## GOAL
Report every line in the listing below where the string "styles" shows up.

-- BEGIN --

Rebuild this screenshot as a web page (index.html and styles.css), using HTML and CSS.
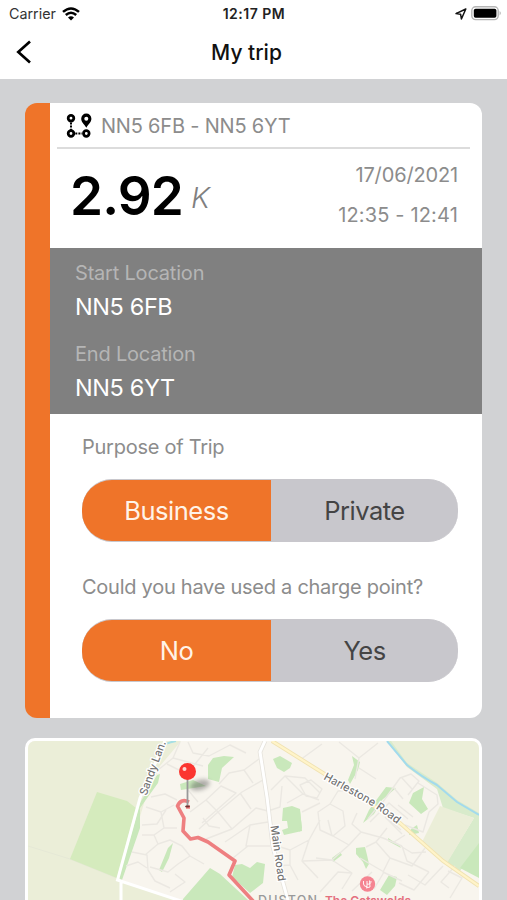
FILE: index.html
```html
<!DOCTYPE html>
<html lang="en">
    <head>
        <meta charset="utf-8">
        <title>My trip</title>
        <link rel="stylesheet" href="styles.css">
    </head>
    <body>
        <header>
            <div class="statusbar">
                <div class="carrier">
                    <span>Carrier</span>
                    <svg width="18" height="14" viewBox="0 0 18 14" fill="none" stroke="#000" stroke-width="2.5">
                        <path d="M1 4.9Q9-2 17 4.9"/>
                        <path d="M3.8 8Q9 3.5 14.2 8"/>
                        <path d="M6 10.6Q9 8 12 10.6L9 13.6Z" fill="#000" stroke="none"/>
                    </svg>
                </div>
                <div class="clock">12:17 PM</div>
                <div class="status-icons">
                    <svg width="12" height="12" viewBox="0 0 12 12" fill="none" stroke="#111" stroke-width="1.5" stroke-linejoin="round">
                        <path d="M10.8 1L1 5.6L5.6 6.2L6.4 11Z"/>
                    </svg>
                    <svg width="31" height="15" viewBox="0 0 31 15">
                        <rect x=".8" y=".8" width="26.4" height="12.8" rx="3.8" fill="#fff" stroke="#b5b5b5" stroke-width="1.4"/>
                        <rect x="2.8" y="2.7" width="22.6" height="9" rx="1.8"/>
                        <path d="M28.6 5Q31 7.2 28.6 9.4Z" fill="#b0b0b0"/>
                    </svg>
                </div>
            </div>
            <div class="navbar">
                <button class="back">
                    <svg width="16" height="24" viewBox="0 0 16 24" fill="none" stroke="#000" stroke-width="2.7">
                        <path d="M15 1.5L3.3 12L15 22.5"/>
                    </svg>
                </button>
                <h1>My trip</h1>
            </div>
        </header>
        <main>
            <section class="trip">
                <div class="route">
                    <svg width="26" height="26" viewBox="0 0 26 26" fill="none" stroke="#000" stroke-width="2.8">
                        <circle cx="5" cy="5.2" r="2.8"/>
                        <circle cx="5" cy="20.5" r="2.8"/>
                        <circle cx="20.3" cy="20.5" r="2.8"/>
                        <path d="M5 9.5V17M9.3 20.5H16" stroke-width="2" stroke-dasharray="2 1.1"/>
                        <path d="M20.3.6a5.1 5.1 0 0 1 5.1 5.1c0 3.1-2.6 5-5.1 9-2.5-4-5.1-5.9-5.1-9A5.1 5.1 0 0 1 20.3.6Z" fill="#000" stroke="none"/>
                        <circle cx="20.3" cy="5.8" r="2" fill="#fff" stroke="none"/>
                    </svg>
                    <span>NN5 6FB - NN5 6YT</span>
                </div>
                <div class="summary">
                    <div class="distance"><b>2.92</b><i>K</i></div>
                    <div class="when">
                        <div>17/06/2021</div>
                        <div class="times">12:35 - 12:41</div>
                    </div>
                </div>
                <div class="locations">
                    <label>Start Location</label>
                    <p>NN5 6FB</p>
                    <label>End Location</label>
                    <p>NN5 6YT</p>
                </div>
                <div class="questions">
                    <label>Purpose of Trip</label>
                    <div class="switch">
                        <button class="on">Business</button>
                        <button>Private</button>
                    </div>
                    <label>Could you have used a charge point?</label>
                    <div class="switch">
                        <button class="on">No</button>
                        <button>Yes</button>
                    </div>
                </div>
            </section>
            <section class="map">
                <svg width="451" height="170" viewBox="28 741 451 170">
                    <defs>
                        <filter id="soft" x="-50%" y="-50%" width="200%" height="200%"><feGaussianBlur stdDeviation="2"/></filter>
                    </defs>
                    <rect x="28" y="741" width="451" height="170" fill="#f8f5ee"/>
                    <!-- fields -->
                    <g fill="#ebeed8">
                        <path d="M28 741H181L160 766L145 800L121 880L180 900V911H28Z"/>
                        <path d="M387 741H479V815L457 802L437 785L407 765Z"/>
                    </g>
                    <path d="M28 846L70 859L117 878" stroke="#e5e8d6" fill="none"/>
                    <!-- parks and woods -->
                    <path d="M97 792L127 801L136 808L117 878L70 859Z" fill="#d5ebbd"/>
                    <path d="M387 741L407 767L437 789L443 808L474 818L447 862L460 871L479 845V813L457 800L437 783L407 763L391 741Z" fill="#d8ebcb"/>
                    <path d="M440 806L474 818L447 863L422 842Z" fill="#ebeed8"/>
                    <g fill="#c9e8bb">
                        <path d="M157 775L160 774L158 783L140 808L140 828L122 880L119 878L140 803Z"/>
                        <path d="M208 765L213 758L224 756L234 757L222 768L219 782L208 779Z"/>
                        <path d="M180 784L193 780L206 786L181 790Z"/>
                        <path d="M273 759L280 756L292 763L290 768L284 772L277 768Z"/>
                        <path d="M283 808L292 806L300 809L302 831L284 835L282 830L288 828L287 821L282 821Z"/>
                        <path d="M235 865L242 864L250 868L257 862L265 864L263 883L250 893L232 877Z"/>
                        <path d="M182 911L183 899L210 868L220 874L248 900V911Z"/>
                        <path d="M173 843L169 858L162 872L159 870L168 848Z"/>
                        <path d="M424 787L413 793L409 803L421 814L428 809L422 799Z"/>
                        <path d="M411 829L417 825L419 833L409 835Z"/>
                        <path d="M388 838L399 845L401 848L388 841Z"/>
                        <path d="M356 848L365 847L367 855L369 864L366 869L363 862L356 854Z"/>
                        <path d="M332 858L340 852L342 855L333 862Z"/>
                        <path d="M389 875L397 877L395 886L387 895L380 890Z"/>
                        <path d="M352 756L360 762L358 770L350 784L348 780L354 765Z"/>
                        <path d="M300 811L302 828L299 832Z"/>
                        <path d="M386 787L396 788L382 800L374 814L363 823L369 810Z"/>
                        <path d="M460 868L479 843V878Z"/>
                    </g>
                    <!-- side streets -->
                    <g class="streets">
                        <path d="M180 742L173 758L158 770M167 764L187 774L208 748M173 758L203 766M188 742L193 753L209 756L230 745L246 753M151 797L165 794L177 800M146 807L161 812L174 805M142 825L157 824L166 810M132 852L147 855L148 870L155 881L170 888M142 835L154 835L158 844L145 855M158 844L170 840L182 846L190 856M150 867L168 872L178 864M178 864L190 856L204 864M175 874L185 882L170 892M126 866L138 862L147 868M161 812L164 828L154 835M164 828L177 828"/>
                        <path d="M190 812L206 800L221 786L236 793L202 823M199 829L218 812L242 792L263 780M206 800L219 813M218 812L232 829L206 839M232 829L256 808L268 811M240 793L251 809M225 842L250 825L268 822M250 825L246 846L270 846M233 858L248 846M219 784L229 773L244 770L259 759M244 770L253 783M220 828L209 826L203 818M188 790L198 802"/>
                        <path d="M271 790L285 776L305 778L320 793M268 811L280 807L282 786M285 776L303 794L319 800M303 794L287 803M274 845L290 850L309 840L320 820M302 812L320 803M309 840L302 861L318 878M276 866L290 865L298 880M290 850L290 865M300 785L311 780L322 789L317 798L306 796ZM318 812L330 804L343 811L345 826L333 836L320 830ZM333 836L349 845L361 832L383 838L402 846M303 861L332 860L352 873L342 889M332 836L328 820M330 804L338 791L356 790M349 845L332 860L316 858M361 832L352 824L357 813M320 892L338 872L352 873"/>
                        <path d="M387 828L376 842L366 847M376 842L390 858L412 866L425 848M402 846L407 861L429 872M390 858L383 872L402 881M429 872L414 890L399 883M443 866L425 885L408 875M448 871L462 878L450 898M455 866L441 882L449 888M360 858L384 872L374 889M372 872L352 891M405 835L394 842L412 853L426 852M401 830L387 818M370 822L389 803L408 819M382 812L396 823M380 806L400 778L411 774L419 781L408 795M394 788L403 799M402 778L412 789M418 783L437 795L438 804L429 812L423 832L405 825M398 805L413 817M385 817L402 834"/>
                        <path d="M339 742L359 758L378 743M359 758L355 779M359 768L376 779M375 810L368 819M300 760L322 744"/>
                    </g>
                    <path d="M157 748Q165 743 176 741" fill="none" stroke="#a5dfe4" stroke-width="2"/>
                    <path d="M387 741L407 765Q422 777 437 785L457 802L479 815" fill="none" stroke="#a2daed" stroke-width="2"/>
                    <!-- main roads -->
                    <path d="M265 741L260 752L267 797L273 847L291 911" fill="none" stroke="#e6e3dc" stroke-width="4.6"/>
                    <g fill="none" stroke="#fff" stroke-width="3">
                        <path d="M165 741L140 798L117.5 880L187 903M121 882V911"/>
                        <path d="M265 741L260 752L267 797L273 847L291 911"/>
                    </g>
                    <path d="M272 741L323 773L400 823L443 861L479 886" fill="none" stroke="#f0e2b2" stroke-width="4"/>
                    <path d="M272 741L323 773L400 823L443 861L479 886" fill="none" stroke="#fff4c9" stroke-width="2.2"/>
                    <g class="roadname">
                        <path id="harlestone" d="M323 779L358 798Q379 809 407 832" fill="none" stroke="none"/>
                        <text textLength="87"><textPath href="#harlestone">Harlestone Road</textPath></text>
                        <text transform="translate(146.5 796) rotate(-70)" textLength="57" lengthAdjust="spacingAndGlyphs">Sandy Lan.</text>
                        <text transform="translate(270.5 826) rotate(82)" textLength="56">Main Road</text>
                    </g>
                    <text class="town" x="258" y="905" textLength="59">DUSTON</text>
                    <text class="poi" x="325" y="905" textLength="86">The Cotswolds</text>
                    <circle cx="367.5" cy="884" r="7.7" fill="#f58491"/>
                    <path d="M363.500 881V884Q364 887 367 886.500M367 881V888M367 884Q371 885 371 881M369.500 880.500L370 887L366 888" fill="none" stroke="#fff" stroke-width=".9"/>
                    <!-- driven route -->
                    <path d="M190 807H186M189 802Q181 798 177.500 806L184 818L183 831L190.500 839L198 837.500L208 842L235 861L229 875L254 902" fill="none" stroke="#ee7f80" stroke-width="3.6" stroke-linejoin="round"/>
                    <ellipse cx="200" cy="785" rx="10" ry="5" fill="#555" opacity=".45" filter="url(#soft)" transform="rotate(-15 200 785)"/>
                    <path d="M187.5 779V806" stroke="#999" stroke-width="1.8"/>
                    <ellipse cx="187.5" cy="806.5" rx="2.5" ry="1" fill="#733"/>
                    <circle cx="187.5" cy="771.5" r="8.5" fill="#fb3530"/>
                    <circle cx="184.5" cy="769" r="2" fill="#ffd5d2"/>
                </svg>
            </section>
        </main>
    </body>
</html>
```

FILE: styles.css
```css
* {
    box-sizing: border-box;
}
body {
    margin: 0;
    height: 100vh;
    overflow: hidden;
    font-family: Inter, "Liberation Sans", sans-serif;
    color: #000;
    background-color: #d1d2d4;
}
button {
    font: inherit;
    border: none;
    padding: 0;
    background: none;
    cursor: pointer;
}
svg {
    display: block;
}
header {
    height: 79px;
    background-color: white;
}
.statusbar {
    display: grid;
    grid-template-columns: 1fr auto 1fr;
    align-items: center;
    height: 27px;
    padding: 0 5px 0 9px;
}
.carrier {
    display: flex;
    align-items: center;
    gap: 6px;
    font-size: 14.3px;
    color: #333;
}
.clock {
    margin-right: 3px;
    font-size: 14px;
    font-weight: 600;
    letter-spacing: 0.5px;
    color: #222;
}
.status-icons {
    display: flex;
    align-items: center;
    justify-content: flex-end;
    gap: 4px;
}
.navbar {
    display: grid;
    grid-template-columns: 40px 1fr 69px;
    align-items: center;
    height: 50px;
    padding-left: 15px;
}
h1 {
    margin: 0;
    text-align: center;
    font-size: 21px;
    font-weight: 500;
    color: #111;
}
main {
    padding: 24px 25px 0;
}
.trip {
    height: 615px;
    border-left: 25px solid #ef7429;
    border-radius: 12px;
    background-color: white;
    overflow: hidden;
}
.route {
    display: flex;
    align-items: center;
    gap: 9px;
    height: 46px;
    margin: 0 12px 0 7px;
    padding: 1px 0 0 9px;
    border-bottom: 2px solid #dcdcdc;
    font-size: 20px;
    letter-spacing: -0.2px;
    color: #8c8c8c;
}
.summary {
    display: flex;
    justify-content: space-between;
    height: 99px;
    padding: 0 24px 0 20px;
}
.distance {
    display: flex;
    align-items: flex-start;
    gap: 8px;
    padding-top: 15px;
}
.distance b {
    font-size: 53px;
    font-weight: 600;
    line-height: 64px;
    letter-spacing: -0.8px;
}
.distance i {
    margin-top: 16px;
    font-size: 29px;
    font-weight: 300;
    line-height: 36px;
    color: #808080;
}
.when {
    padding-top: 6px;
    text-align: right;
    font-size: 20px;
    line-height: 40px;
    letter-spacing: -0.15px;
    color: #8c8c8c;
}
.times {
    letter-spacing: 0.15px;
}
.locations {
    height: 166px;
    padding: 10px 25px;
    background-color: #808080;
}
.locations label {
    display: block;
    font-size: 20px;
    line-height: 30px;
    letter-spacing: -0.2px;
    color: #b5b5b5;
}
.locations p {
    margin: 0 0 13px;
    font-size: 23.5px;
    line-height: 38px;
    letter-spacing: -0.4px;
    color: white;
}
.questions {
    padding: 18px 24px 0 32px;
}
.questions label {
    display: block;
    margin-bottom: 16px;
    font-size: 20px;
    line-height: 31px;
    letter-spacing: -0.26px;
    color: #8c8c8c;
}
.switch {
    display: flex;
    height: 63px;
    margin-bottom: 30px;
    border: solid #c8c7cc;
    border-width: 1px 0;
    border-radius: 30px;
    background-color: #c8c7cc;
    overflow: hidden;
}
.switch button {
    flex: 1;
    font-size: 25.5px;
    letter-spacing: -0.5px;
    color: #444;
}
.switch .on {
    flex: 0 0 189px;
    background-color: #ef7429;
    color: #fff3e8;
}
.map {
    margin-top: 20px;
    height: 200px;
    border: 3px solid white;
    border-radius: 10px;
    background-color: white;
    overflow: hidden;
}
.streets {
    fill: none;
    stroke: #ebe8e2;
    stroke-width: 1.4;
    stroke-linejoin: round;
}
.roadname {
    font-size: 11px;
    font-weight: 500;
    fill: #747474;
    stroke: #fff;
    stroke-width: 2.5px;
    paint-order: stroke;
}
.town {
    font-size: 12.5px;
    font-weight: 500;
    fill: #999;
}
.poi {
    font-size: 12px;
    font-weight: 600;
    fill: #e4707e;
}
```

-- END --

## RESULT FOR THIS TASK
Rebuild this screenshot as a web page (index.html and styles.css), using HTML and CSS.
        <link rel="stylesheet" href="styles.css">
FILE: styles.css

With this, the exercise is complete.